When it comes to nightmares for conventional car owners, engine overheating is probably on your list. If you want to avoid regular car repairs, proper maintenance is necessary, including keeping your vehicle’s radiator in tip-top shape.

However, before you do that, you need to understand why your car’s radiator can overheat. There are many different causes of engine overheating.

The following are the most common causes.

Your Car’s Radiator

Gas engines can get very hot. This is because energy is discharged as the spark plugs ignite causing the pistons to make their repetitive up and down motion.

To keep the heat energy from getting out of control, the engine block is constantly being cooled via engine coolant that circulates the engine. The coolant liquid that resides in the radiator helps reduce the heat within the engine, so it that it doesn’t overheat.

The radiator is one of the key components of the cooling system that is responsible for keeping your engine cool. It is an enclosed vented chamber containing channels for the fluid (normally water) that transfers heat from one location to another more efficiently than if there were no intermediary medium at all.

Radiators are most commonly used in automobiles with internal combustion engines, but they are also found in other applications such as air conditioning systems, industrial process cooling, and heating systems in homes.

Car Radiator
Car Radiator. Photo: iStock

Low Coolant 

But what if there is no coolant available?

Low or no coolant in the radiator is the leading cause of engine overheating; therefore, it is vitality important that you regularly check your coolant and fill it up if it’s low. Moreover, this is especially important in the summer. 

Poorly Working Electric Fan

Apart from a low coolant level, another thing that often causes engine overheating is a defective electric fan. At times, your fan will burn and will stop working. Therefore, you must regularly check whether the fan motor of your car is working.

Broken Fan Belt

Your car will overheat if its fan belt is broken. Usually, a fan belt is found in older cars, and fixing it is easy. Also, by looking at the engine, you can easily tell whether or not you have a broken fan belt.

Leaky Water Pump

Look beneath the car when you stop it in case your vehicle continues to overheat regardless of what you do. You may have a water leak from the pump if you witness a significant amount of liquid beneath your car.

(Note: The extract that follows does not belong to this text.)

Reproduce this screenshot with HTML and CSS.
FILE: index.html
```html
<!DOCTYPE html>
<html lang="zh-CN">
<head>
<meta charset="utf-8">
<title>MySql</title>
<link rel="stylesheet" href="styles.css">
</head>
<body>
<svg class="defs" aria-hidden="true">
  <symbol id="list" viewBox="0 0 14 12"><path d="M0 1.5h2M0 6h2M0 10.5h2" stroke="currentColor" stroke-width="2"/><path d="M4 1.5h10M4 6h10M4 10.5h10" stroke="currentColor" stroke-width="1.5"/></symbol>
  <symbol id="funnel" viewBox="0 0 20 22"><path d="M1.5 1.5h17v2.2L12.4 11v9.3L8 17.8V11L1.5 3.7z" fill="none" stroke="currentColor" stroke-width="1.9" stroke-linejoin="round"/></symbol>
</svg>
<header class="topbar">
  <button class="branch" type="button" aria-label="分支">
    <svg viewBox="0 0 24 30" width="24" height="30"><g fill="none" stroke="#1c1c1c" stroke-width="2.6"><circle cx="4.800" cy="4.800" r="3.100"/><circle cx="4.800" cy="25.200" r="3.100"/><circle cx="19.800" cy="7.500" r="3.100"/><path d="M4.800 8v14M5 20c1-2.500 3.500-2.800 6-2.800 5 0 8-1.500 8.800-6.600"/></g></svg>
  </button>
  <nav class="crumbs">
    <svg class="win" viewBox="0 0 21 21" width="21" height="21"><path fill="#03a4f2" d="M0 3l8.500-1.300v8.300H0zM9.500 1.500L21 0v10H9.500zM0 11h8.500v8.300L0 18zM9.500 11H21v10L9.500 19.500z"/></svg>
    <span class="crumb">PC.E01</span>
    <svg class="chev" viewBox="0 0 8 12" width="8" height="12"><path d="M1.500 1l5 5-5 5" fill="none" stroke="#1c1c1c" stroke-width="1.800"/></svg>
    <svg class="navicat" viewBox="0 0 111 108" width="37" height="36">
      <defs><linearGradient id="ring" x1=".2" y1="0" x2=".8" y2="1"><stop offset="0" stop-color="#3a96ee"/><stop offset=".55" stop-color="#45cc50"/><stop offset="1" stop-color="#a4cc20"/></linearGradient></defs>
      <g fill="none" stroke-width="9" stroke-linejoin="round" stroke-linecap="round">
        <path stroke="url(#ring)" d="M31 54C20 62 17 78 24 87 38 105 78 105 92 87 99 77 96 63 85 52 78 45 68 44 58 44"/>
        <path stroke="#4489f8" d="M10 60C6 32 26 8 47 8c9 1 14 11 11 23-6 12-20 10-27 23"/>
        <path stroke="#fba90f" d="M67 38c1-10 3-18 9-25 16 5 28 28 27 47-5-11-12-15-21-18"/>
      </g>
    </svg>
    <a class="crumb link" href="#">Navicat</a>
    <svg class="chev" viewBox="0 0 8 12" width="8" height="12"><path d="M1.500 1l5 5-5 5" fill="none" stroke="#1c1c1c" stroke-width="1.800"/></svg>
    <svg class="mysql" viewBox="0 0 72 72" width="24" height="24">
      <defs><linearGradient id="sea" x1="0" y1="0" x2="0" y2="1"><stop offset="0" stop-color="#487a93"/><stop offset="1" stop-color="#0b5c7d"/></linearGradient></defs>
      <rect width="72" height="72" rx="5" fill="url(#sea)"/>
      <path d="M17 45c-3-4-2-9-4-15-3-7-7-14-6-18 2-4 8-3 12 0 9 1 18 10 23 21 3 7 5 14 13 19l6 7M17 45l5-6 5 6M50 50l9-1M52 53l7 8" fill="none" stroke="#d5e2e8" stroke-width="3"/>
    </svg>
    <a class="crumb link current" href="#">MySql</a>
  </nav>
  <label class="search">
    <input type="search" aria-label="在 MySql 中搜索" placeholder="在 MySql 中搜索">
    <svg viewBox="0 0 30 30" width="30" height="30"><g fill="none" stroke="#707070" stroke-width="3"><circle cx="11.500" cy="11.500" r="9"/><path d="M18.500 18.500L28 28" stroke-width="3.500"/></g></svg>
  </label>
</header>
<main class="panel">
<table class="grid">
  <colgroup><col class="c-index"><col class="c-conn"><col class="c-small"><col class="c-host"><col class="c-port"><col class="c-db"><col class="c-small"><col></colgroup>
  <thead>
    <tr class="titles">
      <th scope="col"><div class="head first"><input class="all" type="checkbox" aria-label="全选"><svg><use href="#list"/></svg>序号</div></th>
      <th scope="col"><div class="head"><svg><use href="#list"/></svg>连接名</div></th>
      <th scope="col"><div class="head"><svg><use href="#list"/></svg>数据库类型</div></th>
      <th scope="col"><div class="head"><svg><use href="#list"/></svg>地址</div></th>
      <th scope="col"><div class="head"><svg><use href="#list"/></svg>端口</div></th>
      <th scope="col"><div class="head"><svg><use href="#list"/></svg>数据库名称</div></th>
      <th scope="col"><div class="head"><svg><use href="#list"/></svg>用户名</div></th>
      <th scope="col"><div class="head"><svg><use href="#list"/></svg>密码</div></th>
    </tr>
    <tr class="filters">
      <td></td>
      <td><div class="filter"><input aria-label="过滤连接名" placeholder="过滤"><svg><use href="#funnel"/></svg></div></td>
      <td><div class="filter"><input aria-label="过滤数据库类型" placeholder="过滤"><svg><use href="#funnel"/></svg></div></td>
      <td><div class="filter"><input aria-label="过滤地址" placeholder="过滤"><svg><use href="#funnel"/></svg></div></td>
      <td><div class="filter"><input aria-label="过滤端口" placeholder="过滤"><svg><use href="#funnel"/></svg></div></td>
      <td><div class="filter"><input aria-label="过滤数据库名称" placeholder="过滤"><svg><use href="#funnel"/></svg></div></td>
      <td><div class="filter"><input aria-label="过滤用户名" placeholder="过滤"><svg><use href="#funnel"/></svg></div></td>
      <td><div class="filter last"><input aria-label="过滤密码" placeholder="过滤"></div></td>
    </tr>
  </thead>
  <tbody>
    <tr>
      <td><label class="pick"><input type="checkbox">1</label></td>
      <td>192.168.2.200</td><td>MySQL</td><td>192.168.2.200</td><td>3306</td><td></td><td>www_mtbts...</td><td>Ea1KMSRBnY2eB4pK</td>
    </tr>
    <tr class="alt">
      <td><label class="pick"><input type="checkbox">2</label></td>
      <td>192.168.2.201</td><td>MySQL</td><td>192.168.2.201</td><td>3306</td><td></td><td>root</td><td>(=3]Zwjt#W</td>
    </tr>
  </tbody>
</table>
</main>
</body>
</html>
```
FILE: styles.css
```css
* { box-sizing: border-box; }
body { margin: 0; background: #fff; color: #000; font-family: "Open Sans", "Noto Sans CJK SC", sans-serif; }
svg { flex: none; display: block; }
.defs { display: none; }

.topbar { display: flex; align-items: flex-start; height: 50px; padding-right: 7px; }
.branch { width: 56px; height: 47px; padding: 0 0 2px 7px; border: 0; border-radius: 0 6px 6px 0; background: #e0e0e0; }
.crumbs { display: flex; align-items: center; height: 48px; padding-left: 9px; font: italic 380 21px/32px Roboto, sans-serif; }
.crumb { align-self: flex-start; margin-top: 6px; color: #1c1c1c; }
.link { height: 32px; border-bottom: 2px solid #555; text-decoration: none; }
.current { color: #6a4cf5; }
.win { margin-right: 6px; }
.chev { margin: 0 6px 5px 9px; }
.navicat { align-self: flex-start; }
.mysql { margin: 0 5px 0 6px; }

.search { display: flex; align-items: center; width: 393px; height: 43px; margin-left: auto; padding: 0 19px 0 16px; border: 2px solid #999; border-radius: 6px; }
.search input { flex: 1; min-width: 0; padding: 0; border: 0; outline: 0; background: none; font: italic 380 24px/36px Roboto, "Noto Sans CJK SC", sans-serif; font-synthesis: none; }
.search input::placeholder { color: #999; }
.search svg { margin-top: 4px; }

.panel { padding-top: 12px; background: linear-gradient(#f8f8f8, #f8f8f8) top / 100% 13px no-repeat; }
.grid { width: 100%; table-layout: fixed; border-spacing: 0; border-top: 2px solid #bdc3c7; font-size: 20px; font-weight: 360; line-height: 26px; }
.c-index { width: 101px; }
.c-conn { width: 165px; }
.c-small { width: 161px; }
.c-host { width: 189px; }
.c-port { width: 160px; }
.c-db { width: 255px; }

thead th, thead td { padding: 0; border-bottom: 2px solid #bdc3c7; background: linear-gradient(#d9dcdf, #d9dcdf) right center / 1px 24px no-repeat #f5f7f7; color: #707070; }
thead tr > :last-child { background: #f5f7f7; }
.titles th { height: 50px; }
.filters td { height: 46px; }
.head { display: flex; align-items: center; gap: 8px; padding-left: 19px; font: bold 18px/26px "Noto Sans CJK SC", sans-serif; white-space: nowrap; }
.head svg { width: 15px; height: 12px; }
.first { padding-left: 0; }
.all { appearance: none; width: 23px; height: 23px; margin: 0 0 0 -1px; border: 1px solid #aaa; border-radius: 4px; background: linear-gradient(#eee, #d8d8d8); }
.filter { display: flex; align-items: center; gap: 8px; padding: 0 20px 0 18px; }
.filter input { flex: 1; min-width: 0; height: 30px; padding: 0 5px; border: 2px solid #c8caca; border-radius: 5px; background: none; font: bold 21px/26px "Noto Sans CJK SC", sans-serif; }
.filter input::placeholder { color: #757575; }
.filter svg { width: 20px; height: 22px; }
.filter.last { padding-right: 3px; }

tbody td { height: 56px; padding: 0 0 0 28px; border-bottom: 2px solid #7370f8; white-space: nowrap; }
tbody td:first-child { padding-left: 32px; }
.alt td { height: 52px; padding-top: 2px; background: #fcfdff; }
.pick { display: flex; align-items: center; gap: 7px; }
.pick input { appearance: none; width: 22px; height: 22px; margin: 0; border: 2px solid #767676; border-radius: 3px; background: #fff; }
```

Check the coolant level in the radiator. If it is low on more than one occasion, it is most likely that you have a leaky water pump. To test this out, make sure your radiator is filled with coolant , and then take the car for a short rive. If your coolant keeps going low then you most likely have a water pump that is not functioning properly. If this is the case go to your repair shop as soon as possible and get it fixed. 

Blocked Radiator

If your car has over 50,000 miles, then there’s a good chance that the radiator is filled with gunk, preventing it from running properly. Solving this problem is easy. All you have to do is flush your radiator. If you flush your car’s radiator once a year, you will prevent it from getting blocked. Best to have your mechanic do this for you.

Thermostat That Does Not Open

At low speeds, thermostats do not need to come into play. However, once you push the accelerator, the thermostat must open to allow more coolant to flow through. If that does not happen then your car is likely to get overheated.

There you have it—why your car overheats. Regardless of what causes it, you must get an overheated engine fixed as soon as possible. 

Going to your local car repair shop is your best bet for doing it right.